## Records provided
* * * *

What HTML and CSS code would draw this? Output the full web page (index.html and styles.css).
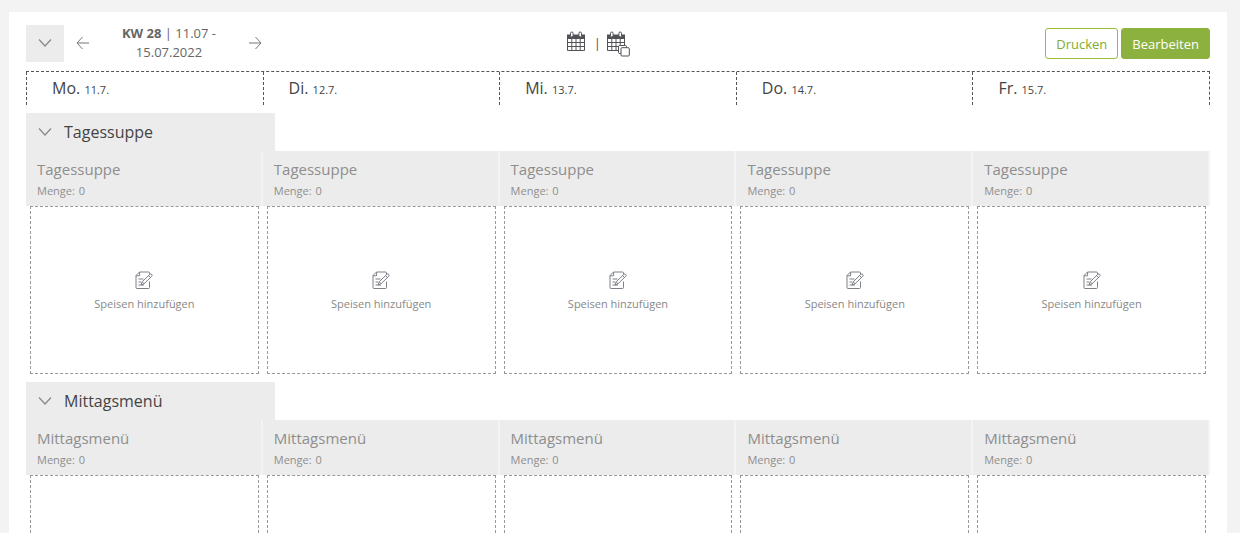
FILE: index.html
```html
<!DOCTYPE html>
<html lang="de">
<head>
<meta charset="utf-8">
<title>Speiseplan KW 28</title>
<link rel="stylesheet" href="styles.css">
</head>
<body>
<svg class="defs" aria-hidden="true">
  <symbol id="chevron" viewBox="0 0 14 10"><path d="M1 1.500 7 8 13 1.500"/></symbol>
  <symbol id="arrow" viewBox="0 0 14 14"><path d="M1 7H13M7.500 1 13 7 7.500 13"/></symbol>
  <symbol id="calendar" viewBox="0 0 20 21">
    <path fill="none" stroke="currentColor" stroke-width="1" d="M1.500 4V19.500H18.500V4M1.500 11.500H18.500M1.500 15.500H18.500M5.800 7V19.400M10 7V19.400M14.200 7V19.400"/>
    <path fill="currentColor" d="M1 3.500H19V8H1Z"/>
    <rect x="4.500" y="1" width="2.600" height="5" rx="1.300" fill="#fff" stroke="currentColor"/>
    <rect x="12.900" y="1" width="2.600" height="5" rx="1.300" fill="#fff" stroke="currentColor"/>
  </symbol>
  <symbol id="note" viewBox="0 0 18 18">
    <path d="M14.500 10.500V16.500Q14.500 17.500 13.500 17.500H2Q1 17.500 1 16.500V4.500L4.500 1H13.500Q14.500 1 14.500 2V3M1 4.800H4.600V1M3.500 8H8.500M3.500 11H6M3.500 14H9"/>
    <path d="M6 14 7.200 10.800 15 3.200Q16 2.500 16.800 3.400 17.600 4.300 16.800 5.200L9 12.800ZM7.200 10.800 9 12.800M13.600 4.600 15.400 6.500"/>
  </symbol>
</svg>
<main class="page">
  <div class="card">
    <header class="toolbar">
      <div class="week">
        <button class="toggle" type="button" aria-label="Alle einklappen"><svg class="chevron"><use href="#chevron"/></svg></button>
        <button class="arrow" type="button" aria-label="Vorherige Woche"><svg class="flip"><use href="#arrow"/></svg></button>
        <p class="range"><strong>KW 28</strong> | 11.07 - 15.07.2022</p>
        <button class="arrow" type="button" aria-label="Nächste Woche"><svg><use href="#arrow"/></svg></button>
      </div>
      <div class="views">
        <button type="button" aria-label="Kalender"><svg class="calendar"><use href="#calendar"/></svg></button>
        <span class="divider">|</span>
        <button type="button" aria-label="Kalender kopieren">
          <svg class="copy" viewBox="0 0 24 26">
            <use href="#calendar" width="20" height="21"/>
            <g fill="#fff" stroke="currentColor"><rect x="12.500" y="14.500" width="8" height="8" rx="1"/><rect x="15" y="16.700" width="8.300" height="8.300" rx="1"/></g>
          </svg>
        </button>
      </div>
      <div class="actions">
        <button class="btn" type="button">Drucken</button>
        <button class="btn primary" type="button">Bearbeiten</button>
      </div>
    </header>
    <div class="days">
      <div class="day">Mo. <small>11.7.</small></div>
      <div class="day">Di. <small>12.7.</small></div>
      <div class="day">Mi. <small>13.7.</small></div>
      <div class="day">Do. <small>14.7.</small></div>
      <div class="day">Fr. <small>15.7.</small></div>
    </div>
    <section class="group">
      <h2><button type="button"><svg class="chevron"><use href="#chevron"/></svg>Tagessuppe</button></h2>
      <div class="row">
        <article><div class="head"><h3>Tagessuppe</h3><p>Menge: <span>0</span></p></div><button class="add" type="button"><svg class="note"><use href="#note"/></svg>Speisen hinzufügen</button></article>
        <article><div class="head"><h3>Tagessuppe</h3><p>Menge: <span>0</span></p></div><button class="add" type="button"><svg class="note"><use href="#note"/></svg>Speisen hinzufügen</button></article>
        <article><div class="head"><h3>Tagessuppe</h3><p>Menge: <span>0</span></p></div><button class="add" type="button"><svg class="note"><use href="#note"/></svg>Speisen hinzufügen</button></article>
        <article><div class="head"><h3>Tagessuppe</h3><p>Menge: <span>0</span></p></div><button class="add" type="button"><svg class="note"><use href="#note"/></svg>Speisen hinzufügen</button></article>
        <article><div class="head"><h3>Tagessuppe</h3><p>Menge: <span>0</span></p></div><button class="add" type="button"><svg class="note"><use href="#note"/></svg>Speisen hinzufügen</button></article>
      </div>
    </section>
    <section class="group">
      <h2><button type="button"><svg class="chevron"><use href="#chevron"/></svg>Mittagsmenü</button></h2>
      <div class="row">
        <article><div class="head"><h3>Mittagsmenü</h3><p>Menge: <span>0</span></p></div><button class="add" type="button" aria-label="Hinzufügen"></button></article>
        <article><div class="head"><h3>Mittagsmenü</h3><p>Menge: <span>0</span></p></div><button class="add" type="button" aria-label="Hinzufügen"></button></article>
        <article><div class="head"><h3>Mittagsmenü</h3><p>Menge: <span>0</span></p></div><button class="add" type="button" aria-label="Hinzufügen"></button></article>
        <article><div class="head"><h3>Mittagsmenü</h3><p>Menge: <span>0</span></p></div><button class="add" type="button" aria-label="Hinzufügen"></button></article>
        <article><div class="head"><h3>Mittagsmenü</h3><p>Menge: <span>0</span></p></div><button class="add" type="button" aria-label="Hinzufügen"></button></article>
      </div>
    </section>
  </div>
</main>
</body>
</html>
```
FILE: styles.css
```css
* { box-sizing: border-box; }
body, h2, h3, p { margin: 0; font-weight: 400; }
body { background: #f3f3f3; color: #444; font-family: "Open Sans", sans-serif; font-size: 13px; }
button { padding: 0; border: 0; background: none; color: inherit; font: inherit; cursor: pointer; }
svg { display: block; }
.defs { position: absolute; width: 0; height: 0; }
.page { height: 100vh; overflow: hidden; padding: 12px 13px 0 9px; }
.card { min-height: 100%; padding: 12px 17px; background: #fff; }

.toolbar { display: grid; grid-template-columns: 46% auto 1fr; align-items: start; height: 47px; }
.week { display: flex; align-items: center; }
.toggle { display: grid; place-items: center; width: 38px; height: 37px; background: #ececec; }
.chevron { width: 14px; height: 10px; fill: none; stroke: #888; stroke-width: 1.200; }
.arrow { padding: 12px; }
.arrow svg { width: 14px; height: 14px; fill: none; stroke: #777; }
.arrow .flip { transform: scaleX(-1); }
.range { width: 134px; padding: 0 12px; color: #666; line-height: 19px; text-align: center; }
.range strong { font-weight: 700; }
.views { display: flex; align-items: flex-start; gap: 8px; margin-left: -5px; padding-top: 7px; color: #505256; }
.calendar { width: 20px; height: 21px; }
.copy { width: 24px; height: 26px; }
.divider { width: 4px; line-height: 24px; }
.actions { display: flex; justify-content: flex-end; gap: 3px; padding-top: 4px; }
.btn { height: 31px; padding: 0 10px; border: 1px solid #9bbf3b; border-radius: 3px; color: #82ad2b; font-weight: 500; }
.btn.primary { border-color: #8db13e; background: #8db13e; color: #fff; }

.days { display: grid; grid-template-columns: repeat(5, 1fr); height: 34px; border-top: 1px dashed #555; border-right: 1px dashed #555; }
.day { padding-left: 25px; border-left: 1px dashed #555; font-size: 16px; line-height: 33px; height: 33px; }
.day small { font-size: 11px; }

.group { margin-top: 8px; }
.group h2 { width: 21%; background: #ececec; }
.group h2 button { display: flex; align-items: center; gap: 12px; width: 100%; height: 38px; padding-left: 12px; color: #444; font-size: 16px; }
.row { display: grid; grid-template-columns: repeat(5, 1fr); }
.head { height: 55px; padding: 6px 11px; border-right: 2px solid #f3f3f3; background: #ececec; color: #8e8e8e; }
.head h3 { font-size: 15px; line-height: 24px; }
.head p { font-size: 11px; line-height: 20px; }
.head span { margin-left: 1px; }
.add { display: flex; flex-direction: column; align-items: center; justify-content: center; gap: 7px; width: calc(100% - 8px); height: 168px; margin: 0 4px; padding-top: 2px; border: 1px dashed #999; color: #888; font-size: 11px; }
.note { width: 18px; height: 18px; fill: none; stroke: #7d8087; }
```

* * * *

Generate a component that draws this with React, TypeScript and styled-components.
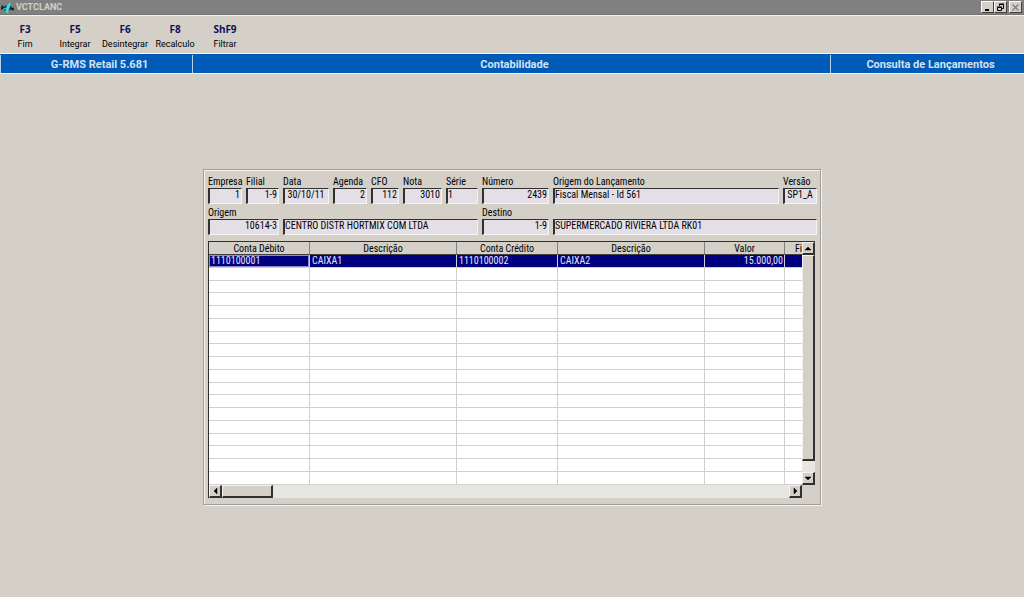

* * * *

## Problem to solve
Your answer should be only the number of lines that hold the word "styles".

## The completed task
3